The first thing we see in real time is we have on average 2 active sessions, waiting 100% of the time on ClientRead and the SQL it is waiting on is the same COPY stock statement we saw from the EnterpriseDB blog post. (click on the image to expand for a detailed view).

So this COPY statement is coming from the schema build phase and not the HammerDB benchmark workload at all. It should be clear as shown in the manual that if we are running a COPY statement and transferring a large amount of data, we should expect to spend a lot of time waiting for the client to send that data. The client is not ‘overwhelmed’ at all, this is normal when running a COPY statement.

Running the HammerDB benchmark

Once the schema build has completed, we run the HammerDB benchmark workload itself.

and checking with the transaction counter, we can see we are now running a workload against the PostgreSQL database.

Now if we head back to the HammerDB metrics we will use the selection box in the graph to select a period of time when we are running the benchmark workload rather than the build. It should be clear from the graph itself that although the build is dominated by the ClientRead wait event, now we are running the workload most of our time is spent in foregound CPU and the top SQL is related to the benchmark workload and not the build.

If you click on the CPU event, it will also report the SQL that causes most occurrences of that event, which of courses matches with the top SQL shown first.

If you close the metrics window, it will reattach to HammerDB, experts can use this view for a quick oversight of the wait events experienced by the database.

When the workload has completed, HammerDB reports the performance.

So, now it should be clear, the error made by EnterpriseDB in analyzing PostgreSQL performance using workload reports.  The clue is in the special attention paid to the 10-minute period of the workload report. It is highly likely that in this period of time they ran a schema build and a benchmark workload and then mistakenly attributed the build wait events to the workload and reached the wrong overall conclusion (that the client test machine was overwhelmed and could not respond to the server fast enough). Of course, we already know this will not be the case in advance because we use stored procedures to ensure that the workload runs on the server and not the client.
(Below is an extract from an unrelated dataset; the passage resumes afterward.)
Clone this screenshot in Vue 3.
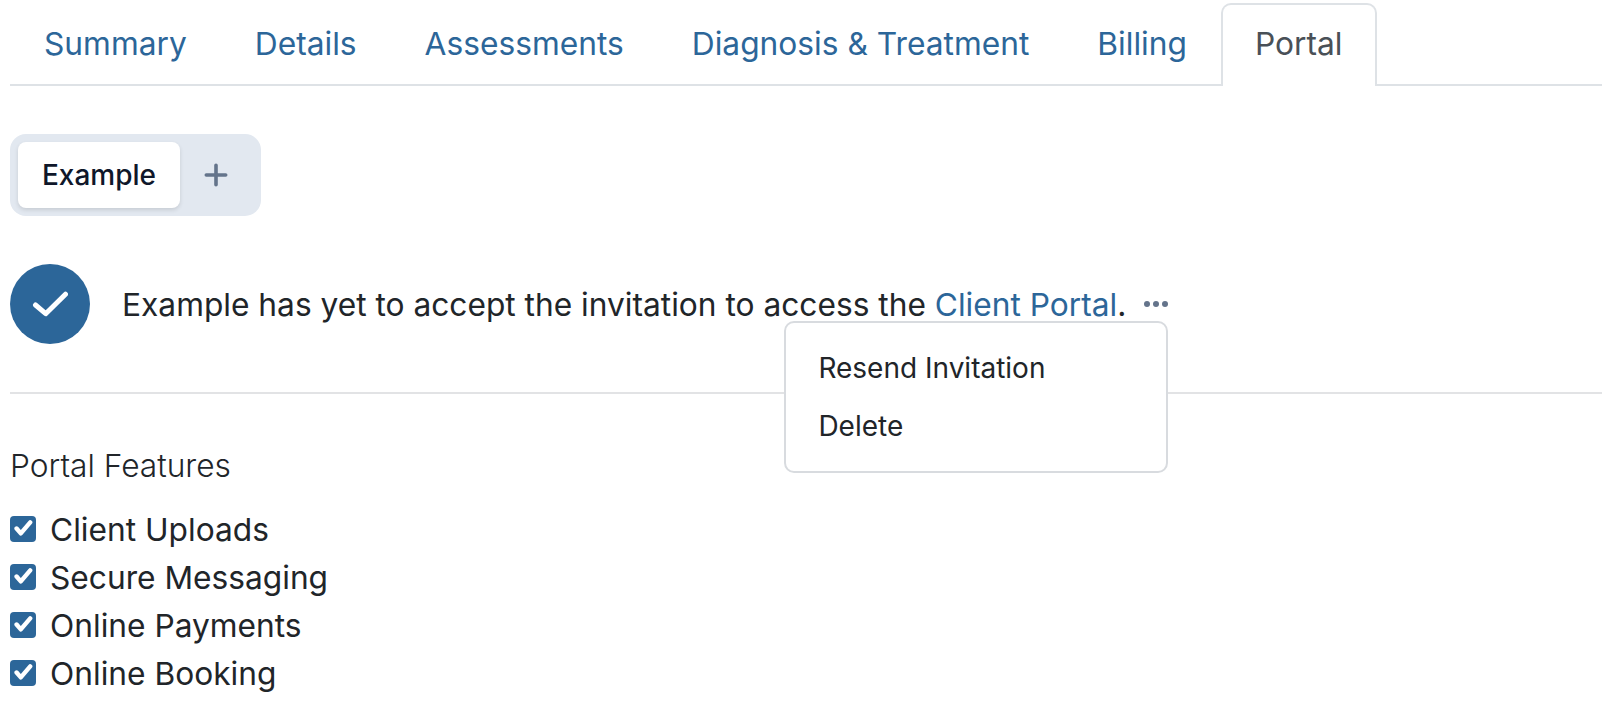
<template>
  <div class="page">
    <ul class="tabs">
      <li v-for="tab in tabs" :key="tab" :class="{ current: tab === 'Portal' }">{{ tab }}</li>
    </ul>

    <div class="pill">
      <div class="pill-item">Example</div>
      <svg class="plus" width="24" height="24" viewBox="0 0 24 24">
        <path d="M12 2.300v19.400M2.300 12h19.400" stroke="#64748b" stroke-width="3.600" stroke-linecap="round" fill="none" />
      </svg>
    </div>

    <div class="status">
      <div class="circle">
        <svg width="36" height="30" viewBox="0 0 36 30">
          <path d="M3.500 16l10.200 8.700L33.500 5.200" stroke="#fff" stroke-width="5" stroke-linecap="round" stroke-linejoin="round" fill="none" />
        </svg>
      </div>
      <p class="message">Example has yet to accept the invitation to access the <a>Client Portal</a>.</p>
      <div class="more">
        <span class="dots"><i></i><i></i><i></i></span>
        <ul class="menu">
          <li>Resend Invitation</li>
          <li>Delete</li>
        </ul>
      </div>
    </div>

    <hr class="divider" />

    <div class="features-title">Portal Features</div>
    <div class="feature" v-for="item in features" :key="item">
      <span class="check">
        <svg width="20" height="18" viewBox="0 0 20 18">
          <path d="M3.600 8.500l4.200 4.900L17.200 2.400" stroke="#fff" stroke-width="4.400" stroke-linecap="round" stroke-linejoin="round" fill="none" />
        </svg>
      </span>
      {{ item }}
    </div>
  </div>
</template>

<script setup>
const tabs = ['Summary', 'Details', 'Assessments', 'Diagnosis & Treatment', 'Billing', 'Portal']
const features = ['Client Uploads', 'Secure Messaging', 'Online Payments', 'Online Booking']
</script>

<style>
html, body {
  margin: 0;
  background: #fff;
}
</style>

<style scoped>
.page {
  height: 722px;
  padding: 3px 0 0 10px;
  box-sizing: border-box;
  overflow: hidden;
  font-family: Inter, "Liberation Sans", sans-serif;
  font-size: 31.7px;
  color: #212529;
}

.tabs {
  display: flex;
  list-style: none;
  margin: 0;
  padding: 0;
  height: 81px;
  border-bottom: 2px solid #dee2e6;
}
.tabs li {
  height: 81px;
  padding: 0 32px;
  line-height: 78px;
  font-size: 31.72px;
  color: #2c6699;
  border: 2px solid transparent;
  border-bottom: none;
  border-radius: 10px 10px 0 0;
}
.tabs li.current {
  color: #495057;
  background: #fff;
  border-color: #dee2e6;
}

.pill {
  display: flex;
  align-items: center;
  width: 251px;
  height: 82px;
  margin-top: 48px;
  padding: 8px;
  box-sizing: border-box;
  background: #e2e8f0;
  border-radius: 16px;
}
.pill-item {
  width: 162px;
  height: 66px;
  line-height: 66px;
  text-align: center;
  font-size: 28px;
  font-weight: 500;
  color: #0f172a;
  background: #fff;
  border-radius: 8px;
  box-shadow: 0 2px 4px rgba(0, 0, 0, 0.12);
}
.plus {
  margin-left: 24px;
}

.status {
  display: flex;
  align-items: center;
  margin-top: 48px;
  height: 80px;
}
.circle {
  display: flex;
  align-items: center;
  justify-content: center;
  width: 80px;
  height: 80px;
  flex: none;
  background: #2c6699;
  border-radius: 50%;
}
.message {
  margin: 0 0 0 32px;
  white-space: nowrap;
}
.message a {
  color: #2c6699;
}

.more {
  position: relative;
  margin-left: 18px;
}
.dots {
  display: flex;
  gap: 3px;
}
.dots i {
  width: 6px;
  height: 6px;
  border-radius: 50%;
  background: #64748b;
}
.menu {
  position: absolute;
  top: 20px;
  right: 0;
  width: 384px;
  height: 152px;
  box-sizing: border-box;
  margin: 0;
  padding: 16px 0;
  list-style: none;
  background: #fff;
  border: 2px solid #d8dbdf;
  border-radius: 10px;
  font-size: 28px;
  z-index: 2;
}
.menu li {
  padding: 0 32px;
  height: 58px;
  line-height: 58px;
}

.divider {
  margin: 48px 0 0;
  border: none;
  border-top: 2px solid #e2e3e5;
}

.features-title {
  margin-top: 53px;
  margin-bottom: 20px;
  line-height: 38px;
  font-weight: 300;
}
.feature {
  display: flex;
  align-items: center;
  height: 48px;
}
.check {
  display: flex;
  align-items: center;
  justify-content: center;
  width: 26px;
  height: 26px;
  margin-right: 14px;
  background: #2c6699;
  border-radius: 4px;
}
</style>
We have learned an important aspect of snapshot type workload reports. Firstly, they show an average of all the work taking place on a database over a period of time, so as in this case if you have 2 separate scenarios (such as schema build and benchmark) in this time period the overall report can be confusing. Secondly, snapshot workload reports are relative. The wait events they show are only relative to the work taking place at that time, so for example, a report from an idle system may have the DBA diagnosing obscure housekeeping related wait events as the DBA taking the snapshot has missed the crucial workload. When using snapshot type reports, pay close attention to what the workload should be that you think you are capturing and clues that you could have made an error.

Instead, using pgSentinel for an active session history approach shows the active sessions over time and their wait events, making it easier to determine that different workloads have been running consecutively.

We looked at the blog post How Postgres Workload Reports Help Optimize Database Operations by EnterpriseDB and saw how using a workload report to analyze a HammerDB workload resulted in an incorrect conclusion. We then presented the HammerDB alternative based on pgSentinel and an active session history approach to illustrate that it was likely EnterpriseDB attributed the wait events from a HammerDB schema build to a benchmark run, thereby reaching this incorrect conclusion.

Of course, workload reports and the active session history complement each other in diagnosing database performance, however with workload reports it is especially important to know what workload is running on the database during the snapshot interval. For example, with the HammerDB Oracle workload a snapshot for an AWR report is taken automatically after the ramp-up period is complete to ensure that the report only shows the database metrics for the workload period.